Quite honestly, I don't go into these street dance slash b-boying slash b-girling films with an agenda. I try my best to keep an open mind and seek out potentially novel ideas being articulated about race, education and class in America. Unfortunately, each one of these has been a disappointment in this regard (although I must confess that the choreography on display and watching these dancers face off has been a real pleasure to watch.) Often, these plot lines follow a familiar path (troubled at-risk teen is forced to attend a snooty prep institution against his or her will; deals with torn allegiances between their authentic street roots and the new possibilities that lie ahead; and finally discovers that dance/stepping/stomping will help them articulate their frustrations to fruitful ends.) The conventional formula aside, the characterizations and situations are regressive to the point of insulting stereotypes (a stock Asian-American character in the latest vehicle speaks with a thick accent, and is employed as a cheap joke - "I love Amelicaaa!"). The depictions of masculinity are even more clueless (the weakness of the sissy boys in dance class is constantly placed in contrast to the brawn of the male lead) and all characters of colour are reduced to easy caricatures.
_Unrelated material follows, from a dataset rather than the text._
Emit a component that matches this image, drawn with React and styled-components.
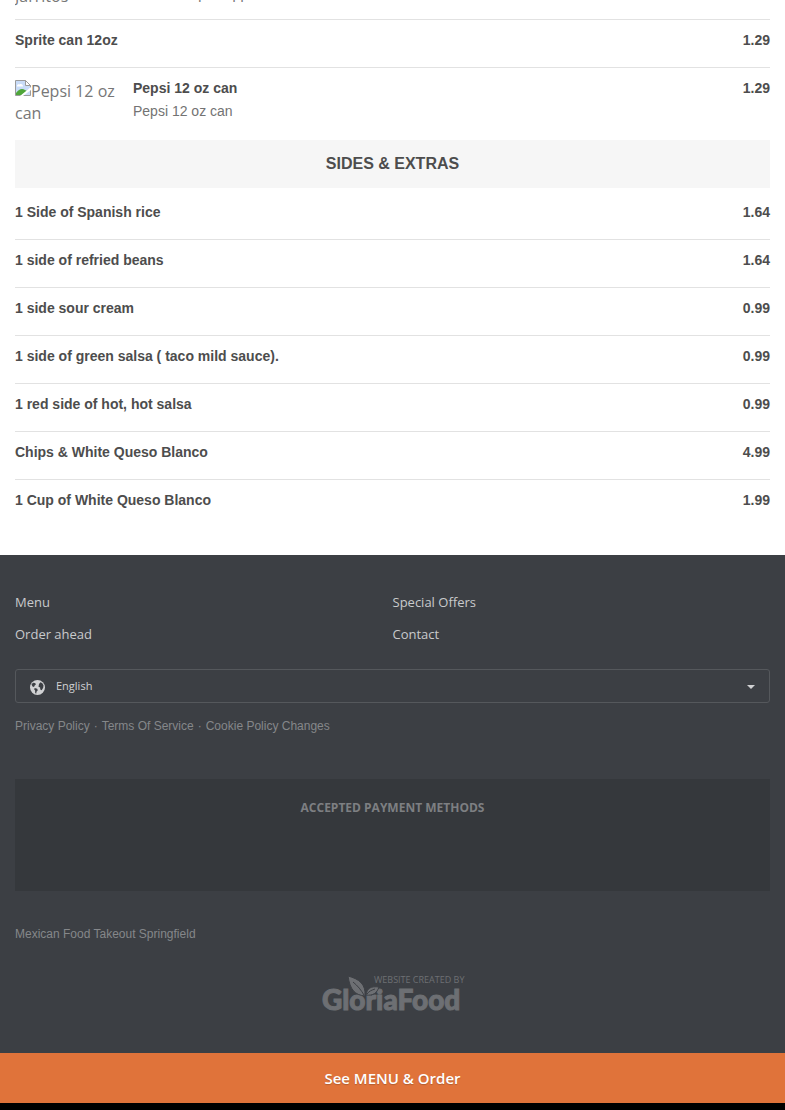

Here's hoping that the just-announced Step Up 3-D can marry an imaginative storyline with exciting stepping moves. C-

Saturday, March 01, 2008


It is only natural that getting to know people should take some time. Everyday, I watch for the old man with the flowers. And I wonder... was he born here? Did he love someone here? Did he lose someone here? He doesn't seem as curious about me, but that's all right. These days, I'm something of a loner myself. I'm pretty good at staying entertained. Mostly, I like to hang out at a little bar I know, conveniently located in my backyard.